Even if we sustained the lockdown indefinitely, which would itself cost lives and do immeasurable harm to our children, we would not be able to eradicate this disease.

And that’s why it’s right gradually to replace the protection afforded by the lockdown with the protection of the vaccines, and our approach is to move with the utmost care, and advancing in four steps, each with a minimum of five weeks apart so we can fully judge the impact of each relaxation before we move on, and you can see the details of all of this on

And we will be led at every stage by data not dates, and we will apply four tests: the pace of the vaccination programme; the effectiveness of the vaccines; the pressure on the NHS; and the risks of any new variants of Covid.

And therefore as we look at the data today, I can confirm that two weeks from today – Monday 8th March – we will begin step one and schools and colleges across England will re-open and teaching in classrooms can start again.

All the evidence shows that schools are safe and the risk posed to children by Covid is vanishingly small.

But to offer even greater reassurance, we are introducing twice-weekly testing of secondary school and college pupils and asking them to wear face coverings for the rest of this term.

Students on practical courses can return to university, but all others will need to continue learning online and we will review the situation before the end of the Easter holidays.

We will allow breakfast and afterschool clubs to restart and among other changes on 8 March, you’ll be able to have a coffee on a bench or a picnic in a park with one person outside your household.

And because we know how stressful this time has been and how people yearn to see friends and family if only fleetingly we will now go further and on 29 March, you can meet more of your friends and family outside, including in gardens – either as two households or subject to the Rule of Six.

And then we will go to step two – which is no earlier than 12 April – when shops will return and re-open, hairdressers, nail salons will reopen pubs and restaurants will all be able to serve customers outside – precisely because we know the risk of outside transmission is lower.

And then five weeks after that, no earlier than 17 May, we will go to step three and open all our hospitality sector to service indoors pubs, bars, restaurants, along with hotels and cinemas, and, subject to capacity limits, we will also open sports stadia, concert halls and theatres.

And finally – provided we continue to pass the four tests – then from 21 June we will go to step four and say goodbye to most remaining restrictions:

resuming large-scale events like business conferences and football matches,

lifting the limits on weddings and reopening nightclubs.

All of these steps will apply in England, and the government will continue to do whatever it takes to protect jobs and livelihoods across our whole United Kingdom for the duration of the pandemic.

I know there are some who would like to accelerate this timetable and I know of course there are others who would like to be more cautious and stay in the slow lane.
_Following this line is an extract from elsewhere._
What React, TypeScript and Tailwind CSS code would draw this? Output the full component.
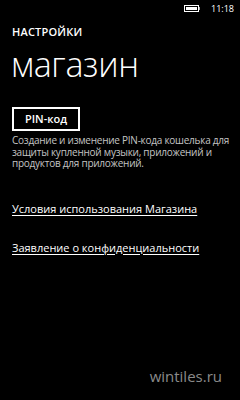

I understand and sympathise with both of those points of view because levels of infection are still high and we must strike a very careful balance and always accept we must be humble in the face of nature.

But also, we must accept that we cannot persist indefinitely with restrictions that have separated families and loved ones for too long, and threatened the livelihoods of millions, and kept pupils out of school.

It is thanks to the roll-out of the vaccinations, some of them pioneered in this country that the balance of that judgement is now changing in our favour.

And it is thanks to the vaccinations that there is light ahead leading us to a spring and summer which I think will be seasons of hope, looking and feeling incomparably better for us all and from which we will not go back.